2012年に事業規模倍増を目指す
日本法人社長が語るネットアップの強さと弱さ
2009/06/15
ネットアップは6月12日、1月1日付けで日本法人の代表取締役社長に就任したタイ・マッコーニー(Ty McConney)氏が、今後の事業戦略を説明した。
2008年度のネットアップは、不況にもかかわらず全世界における売り上げを3%伸ばした。日本ではファイバチャネルSAN、iSCSIで大型案件を獲得。日本IBM向けのOEMビジネスが100%成長し、コンサルティング事業は24%以上成長したという。

ネットアップはNAS(Network Attached Storage)ベンダとして発足した企業だが、現在ではファイバチャネル接続、iSCSI接続も提供。2008年には他社に先駆け、新たなストレージ接続技術として注目されるFCoE(Fibre Channel over Ethernet)への対応も行った。すなわちネットワーク・ストレージの主要接続技術はすべてカバーしていることになる。
ネットアップが自社の特徴としているのは、全機種で「Data ONTAP」という共通のストレージOSを提供し、この上でスナップショットやクローン、シン・プロビジョニングなどの機能を提供していること。あらゆる機種で共通の管理体系のもとで、同一の機能を適用できる。
マッコーニー氏は、ネットアップの世界的な強みとして、ほかにも企業文化や強力な経営陣のリーダーシップ、市場機会に対する製品の的確な位置付けなどを挙げた。

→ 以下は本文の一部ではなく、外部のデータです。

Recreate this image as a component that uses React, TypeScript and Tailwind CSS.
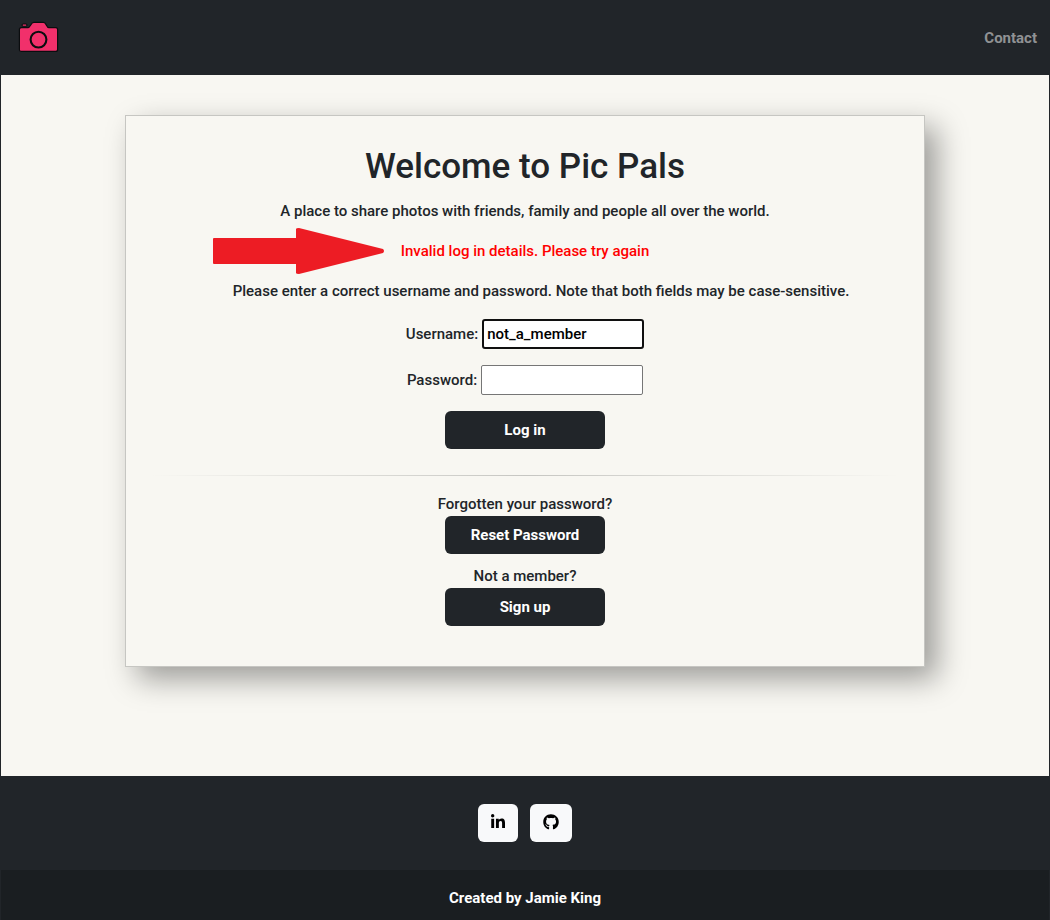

一方で、市場における認知度、製品開発スピード、既存顧客に対するビジネス開発の不足などが課題になっていると話した。
日本では、富士通や日本IBMに対するOEM供給も貢献し、NAS市場では60%弱という圧倒的なマーケットシェアを獲得している。しかし、ファイバチャネルSAN接続ストレージ市場では1%に満たない。iSCSIでは国内ナンバーワンだった時期もあるが、最近ではイコールロジックを買収したデルにその座を奪われている。
そこでネットアップが日本市場における目標として掲げるのが、NAS市場でのナンバーワンの地位を堅持しながら、2012年にはiSCSIでトップシェアを奪還し、ファイバチャネル・ストレージのシェアも向上させ、事業規模を2倍にすること。
マッコーニー氏は、ファイバチャネル・ストレージについて「富士通などにもっとネットアップを売ってもらうように働きかけている」と話す。富士通はNASではネットアップ製品のOEM供給を受けているものの、ファイバチャネル・ストレージは自社の製品を販売している。しかし、富士通の製品でカバーしきれないファイバストレージ・ニーズに、ネットアップ製品を適用してほしいという。
ストレージ仮想化製品の「Vシリーズ」も、ファイバチャネル市場獲得に活用する。Vシリーズは日立、IBM、EMC、ヒューレット・パッカードなどのストレージの前段に配置し、異機種混合環境でもネットアップ製品と同様に管理できるようにする製品。スナップショットやクローン機能など、Data ONTAPに共通の機能をVシリーズで経験したユーザーが、同社のファイバチャネル・ストレージを購入することを目指す。
iSCSI市場ではミッドレンジ市場のみをターゲットとする旧イコールロジック製品に対し、ネットアップではハイエンド市場も含めて単一のアーキテクチャで提供できることを生かし、大規模案件を獲得していきたいという。
また、NASのデータベースへの適用なども、継続的に働きかけていくという。
究極的にはすべての市場と接続技術を、単一の管理体系のもとでカバーするネットアップの特徴を生かし、クラウド時代に選ばれるストレージベンダになることが目標としている。